The Mormon Rebellion: America’s First Civil War, 1857–1858. By David L. Bigler and Will Bagley. (Norman: University of Oklahoma Press, 2012, xv + 392 pages, paper $24.95.)

Historians David Bigler and Will Bagley call the Mormon Rebellion a protracted and highly combustible standoff between federal troops and Mormon militiamen in 1857 and 1858, America’s first fight with theocracy. Drawing substantially from newly opened archival records, they seek to revise the Mormon-crafted “hero tale” that the rebellion was an example of an overbearing federal government trampling the religious rights of a persecuted minority. Rather than a “blunder” by President James Buchanan, the conflict was necessary, the authors argue, and the federal government was wise in sending troops into Utah Territory because Brigham Young, president of the Church of Jesus Christ of Latter-Day Saints, was building a separate kingdom based on what he called theodemocracy.

Battle Hymns: The Power and Popularity of Music in the Civil War. By Christian McWhirter. (Chapel Hill: University of North Carolina Press, 2012, viii + 321 pages, cloth $39.95.)

During the Civil War, writes historian Christian McWhirter, “songs were cultural tools used by all to convey ideas and influence others” (p. 4). Drawing on innumerable manuscript collections, a variety of contemporary newspapers, published materials, and sheet music, as well as on a host of secondary sources, McWhirter, assistant editor for the Papers of Abraham Lincoln at the National Archives, reveals why songs like “John Brown’s Body” and “Dixie” achieved such lasting fame. He describes how Union and Confederate officials attempted to create suitable anthems, compares civilian and military tunes, shows how African American music grew expectant with the approach of freedom, and traces the collective memory of Civil War tunes.
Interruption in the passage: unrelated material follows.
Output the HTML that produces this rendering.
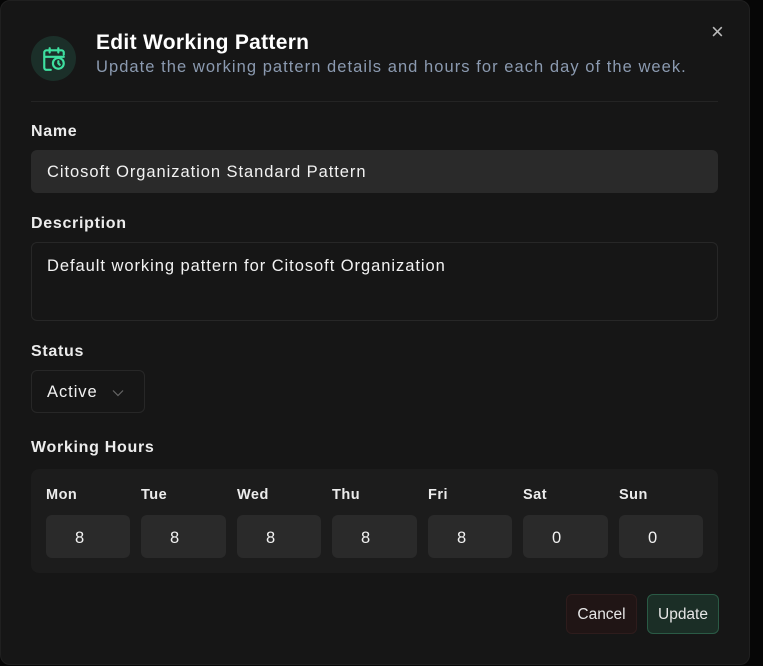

Battle Hymns contains fascinating, humorous, and little-known stories from the period.

By All Accounts: General Stores and Community Life in Texas and Indian Territory.By Linda English. (Norman: University of Oklahoma Press, 2013, v + 268 pages, cloth $29.95.)

By All Accounts explores daily life in both large and small late-nineteenth-century rural agricultural communities and finds numerous racial, gender, class, and ethnic distinctions in day-to-day commercial exchanges. Historian Linda English employs general store ledgers and account books to reveal the “complex web of relationships among merchants and customers involving commodities and prevailing cultural assumptions, local and regional economies, and communities and their inhabitants” (p. 3). English articulately describes general stores as the center of rural economic life and cultural exchange in small communities and illustrates how those store owners became vital lenders of credit that facilitated community growth. This New Western sociocultural study demonstrates that consumption patterns aptly reveal the changing nature of race relations in post–Civil War America. Further, it reveals that general store ledgers are an untapped wealth of historical information beyond the narrowly economic.

The Santa Fe Trail: Its History, Legends, and Lore.By David Dary. (Lawrence: University Press of Kansas, 2012, xi + 368 pages, cloth $19.95.)

First Published in 2000 by Alfred A. Knopf, The Santa Fe Trail: Its History, Legends, and Lore, by noted University of Oklahoma journalism professor David Dary, is now available from the University Press of Kansas. Dary’s work does not solely address commerce and trade on the trail that officially began in 1821; it provides a total history of the development, life, and decline of the trail and covers the renewed cultural interest in the city of Santa Fe in the twentieth century. The narrative begins with the appearance of the Spanish on the North American Continent in the fifteenth and sixteenth centuries and traces how Santa Fe grew intoa vital commercial trading center and destination for French, Indian, and American traders before 1821. Dary tells “the full story” and reveals “the romance, flavor, and color associated with the trail” (p. xii). The book includes many maps and illustrations that highlight the people, places, and events that the annual caravan of traders encountered on the Kansas plains.